平均充足率で100%を超えたのは、2025年度で6学部のうち5学部が充足するなど募集でも安定している同志社女子大、「女子大宣言」をして新たな学部の新設を発表するなど攻めの姿勢の京都女子大の2大学のみです。そして、現在判明しているだけでも2027年度には女子大が10大学に減る見込みです。
ここで、共学化によって、充足率がどのように変化しているのか、見てみましょう。まずリスト一番下の神戸親和大は共学化する前の2022年度には63.1%と危険水域にまで入学者数が減少しましたが、共学となった2023年度以降、定員の1.2倍を超える入学者となっており、大成功したことがわかります。一方2025年度から共学化した園田学園大、神戸松蔭大は共学化によって入学者数は大きく増加しましたが、定員充足(充足率100%)とはなっていません。どちらも発表のタイミングが遅く周知されていなかったのかもしれません。2026年度の入学率も気になるところです。
京都光華大は2026年度入試から、武庫川大(仮称)は2027年から共学ですが、こちらの動向も気になるところです。
一方、京都華頂大と京都ノートルダム女子大は2027年度以降の募集停止を発表しました。特に京都ノートルダムに関しては、小中高に関しては、別法人に移管、大学のみ現法人の下で大学閉鎖後、清算されるという大きな決断がなされています。
女子大が募集で苦戦している理由について考えてみました。18歳人口の減少という大きな環境変化はありますが、社会環境の変化によって女子大のかつてのメリットが失われた、とのロジックで3点にまとめてみました。
・女子大のかつてのメリット①=家政、保育など主婦として有用な知識や技能が体系的に学ぶことができる→専業主婦の減少、家事の男女分担など社会の価値観が変化し、被服の分野でもファストファッションの広がりから、例えば洋裁や編み物を技能として取得する必要性が減少した。

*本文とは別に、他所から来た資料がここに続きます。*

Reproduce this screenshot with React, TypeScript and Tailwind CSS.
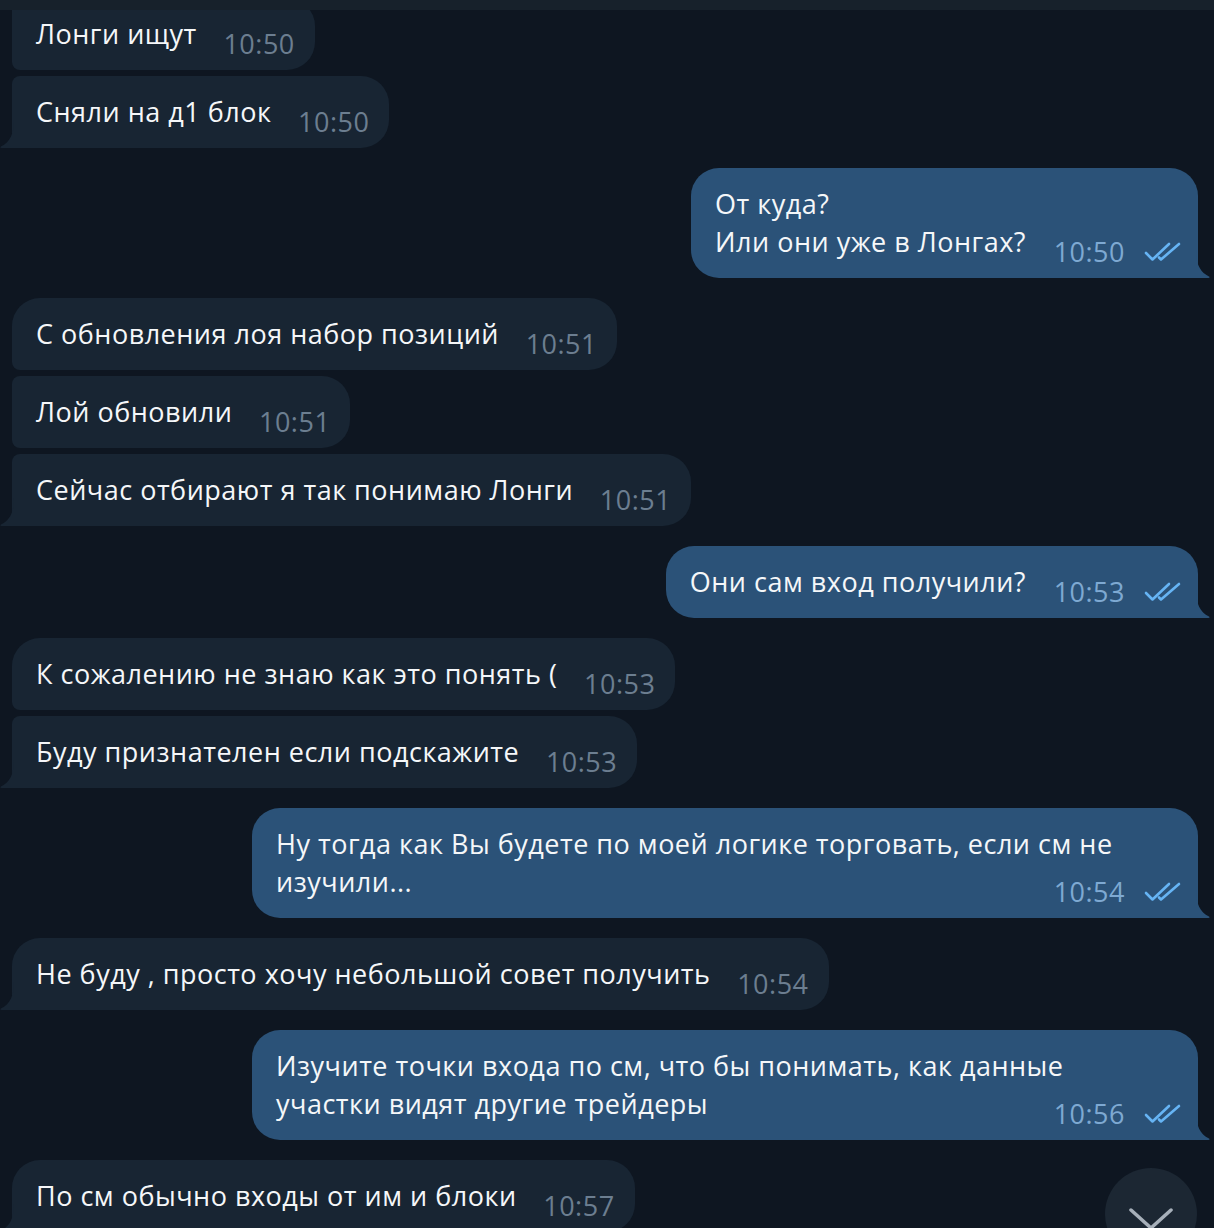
import React from "react";

type Pos = "first" | "middle" | "last" | "single";
type Msg = { out: boolean; lines: string[]; time: string; pos: Pos; wide?: boolean };

const msgs: Msg[][] = [
  [
    { out: false, lines: ["Лонги ищут"], time: "10:50", pos: "middle" },
    { out: false, lines: ["Сняли на д1 блок"], time: "10:50", pos: "last" },
  ],
  [{ out: true, lines: ["От куда?", "Или они уже в Лонгах?"], time: "10:50", pos: "single" }],
  [
    { out: false, lines: ["С обновления лоя набор позиций"], time: "10:51", pos: "first" },
    { out: false, lines: ["Лой обновили"], time: "10:51", pos: "middle" },
    { out: false, lines: ["Сейчас отбирают я так понимаю Лонги"], time: "10:51", pos: "last" },
  ],
  [{ out: true, lines: ["Они сам вход получили?"], time: "10:53", pos: "single" }],
  [
    { out: false, lines: ["К сожалению не знаю как это понять ("], time: "10:53", pos: "first" },
    { out: false, lines: ["Буду признателен если подскажите"], time: "10:53", pos: "last" },
  ],
  [
    {
      out: true,
      lines: ["Ну тогда как Вы будете по моей логике торговать, если см не", "изучили..."],
      time: "10:54",
      pos: "single",
      wide: true,
    },
  ],
  [{ out: false, lines: ["Не буду , просто хочу небольшой совет получить"], time: "10:54", pos: "single" }],
  [
    {
      out: true,
      lines: ["Изучите точки входа по см, что бы понимать, как данные", "участки видят другие трейдеры"],
      time: "10:56",
      pos: "single",
      wide: true,
    },
  ],
  [{ out: false, lines: ["По см обычно входы от им и блоки"], time: "10:57", pos: "single" }],
];

const Checks = () => (
  <svg width="40" height="20" viewBox="0 0 40 20" fill="none">
    <path d="M3 11 L9.5 17.5 L26 2" stroke="#66b4f4" strokeWidth="2.6" strokeLinecap="round" strokeLinejoin="round" />
    <path d="M16 15.5 L18 17.5 L36 2" stroke="#66b4f4" strokeWidth="2.6" strokeLinecap="round" strokeLinejoin="round" />
  </svg>
);

const TailIn = ({ color }: { color: string }) => (
  <svg className="absolute bottom-0 left-[-12px]" width="14" height="28" viewBox="0 0 14 28">
    <path d="M14 0 C14 14 10 22 1 26.5 C0 27 0.3 28 1.5 28 L14 28 Z" fill={color} />
  </svg>
);

const TailOut = ({ color }: { color: string }) => (
  <svg className="absolute bottom-0 right-[-14px]" width="16" height="28" viewBox="0 0 16 28">
    <path d="M0 0 C0 14 4 22 13 26.5 C14 27 13.7 28 12.5 28 L0 28 Z" fill={color} />
  </svg>
);

function Bubble({ m }: { m: Msg }) {
  const tail = m.pos === "last" || m.pos === "single";
  const big = "28px";
  const small = "8px";
  let tl = big,
    bl = big,
    tr = big,
    br = big;
  if (!m.out) {
    tl = m.pos === "first" || m.pos === "single" ? big : small;
    bl = tail ? "0px" : small;
  } else {
    br = tail ? "0px" : small;
  }
  const color = m.out ? "#2b5278" : "#182533";
  return (
    <div
      className={`relative pt-[17px] pb-[17px] pl-[24px] text-[27px] leading-[38px] tracking-[0.5px] text-[#f5f7f9] ${
        m.out ? "self-end mr-[16px] bg-[#2b5278] pr-[15px]" : "self-start ml-[12px] bg-[#182533] pr-[20px]"
      } ${m.wide ? "w-[946px]" : ""}`}
      style={{ borderRadius: `${tl} ${tr} ${br} ${bl}` }}
    >
      {m.lines.map((l, i) => (
        <React.Fragment key={i}>
          {l}
          {i < m.lines.length - 1 ? <br /> : null}
        </React.Fragment>
      ))}
      <span className={`inline-block ${m.out ? "w-[157px]" : "w-[98px]"}`} />
      <span
        className={`absolute bottom-[11px] flex items-center gap-[18px] text-[27px] leading-[30px] tracking-[0.5px] ${
          m.out ? "right-[15px] text-[#7ea9d2]" : "right-[20px] text-[#6c7e90]"
        }`}
      >
        {m.time}
        {m.out ? <Checks /> : null}
      </span>
      {tail ? m.out ? <TailOut color={color} /> : <TailIn color={color} /> : null}
    </div>
  );
}

export default function App() {
  return (
    <div
      className="relative h-[1228px] w-full overflow-hidden bg-[#0e1621]"
      style={{ fontFamily: '"Open Sans", "Noto Sans", sans-serif' }}
    >
      <div className="relative z-10 h-[10px] bg-[#17212b]" />
      <div className="mt-[-12px] flex flex-col gap-[20px]">
        {msgs.map((g, gi) => (
          <div key={gi} className="flex flex-col gap-[6px]">
            {g.map((m, mi) => (
              <Bubble key={mi} m={m} />
            ))}
          </div>
        ))}
      </div>
      <div className="absolute left-[1105px] top-[1168px] flex h-[92px] w-[92px] justify-center rounded-full bg-[#1c2733]">
        <svg className="mt-[38px]" width="48" height="28" viewBox="0 0 48 28" fill="none">
          <path d="M4 4 L24 22 L44 4" stroke="#a7b0ba" strokeWidth="3.5" strokeLinecap="round" strokeLinejoin="round" />
        </svg>
      </div>
    </div>
  );
}
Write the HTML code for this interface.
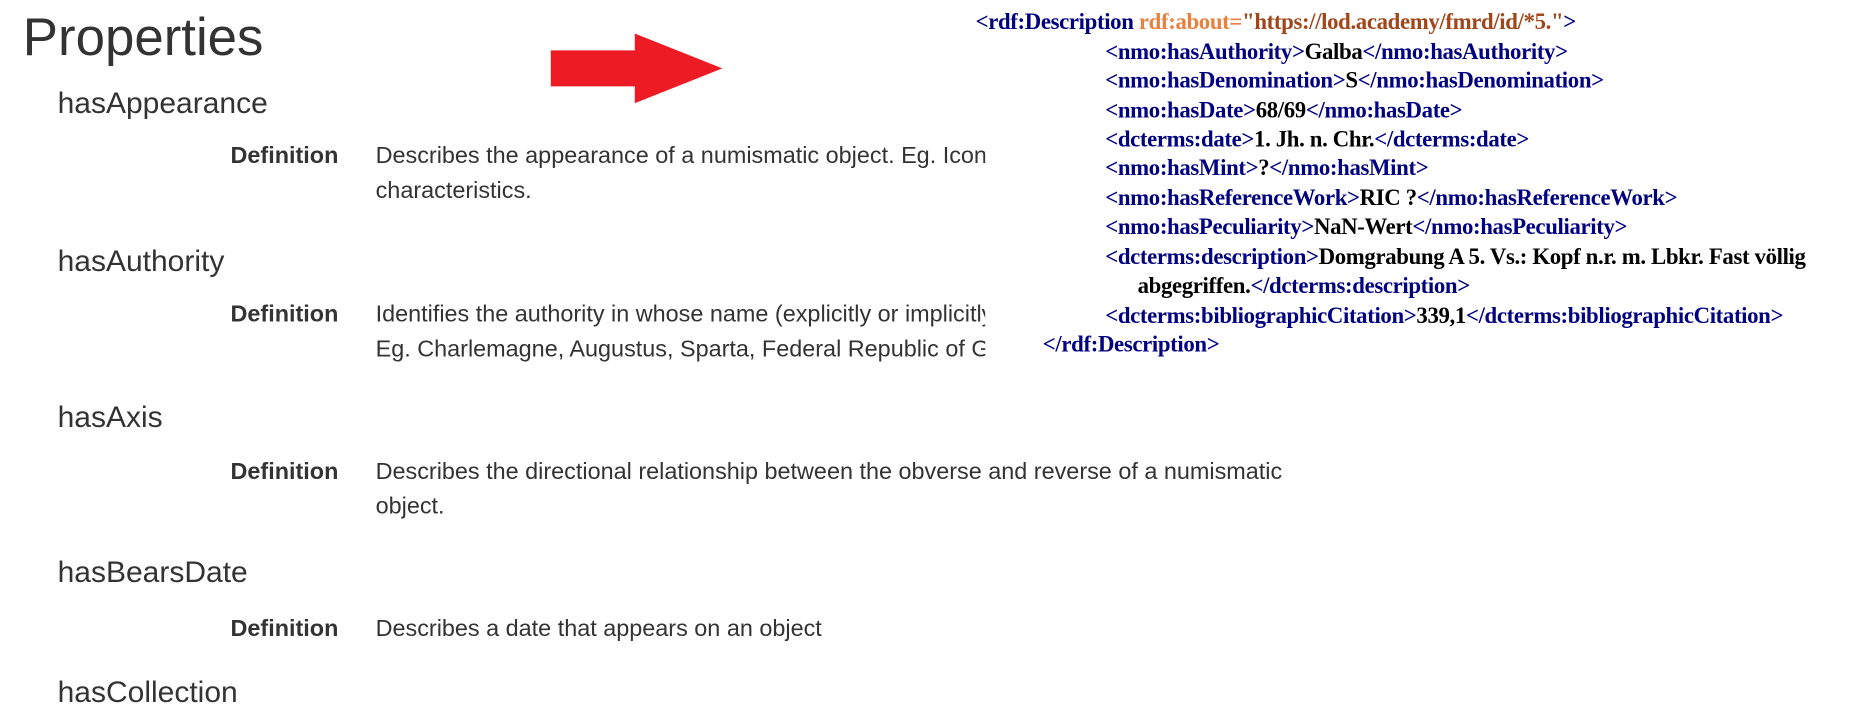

・女子大のかつてのメリット②=保育・幼児教育や栄養士など家政学の延長として資格を取得することができる。→教育系の資格を取得しても少子化の中で求人は減少しており、待遇も良いとはいえない。また管理栄養士についても、その他の分野での就職市場が活性化している現状では魅力的だとはいえない。
・女子大のかつてのメリット③=仕事上で必要とされる語学力について、多くの女子大は英語・国際理解教育についての伝統があり、企業への就職実績が高いなどニーズがあった。→少なくともテキストベースではオンラインなどでの翻訳精度が上がり、ある水準までは人がかかわる必要性が減少した。
あとは、高校でも女子校の多くが共学化されており、特に近畿圏では公立の女子校はなく、多くの受験生にとって共学の方が普通だという点と、近年定着してきたジェンダーフリーの考え方から「女子」という枠組みの中に入れられることに対する違和感なども理由として考えられるでしょう。
いずれにせよ今後女子大を巡る環境が大きく変化するとは考えにくく、共学化や募集停止など、さらに続くのではないでしょうか。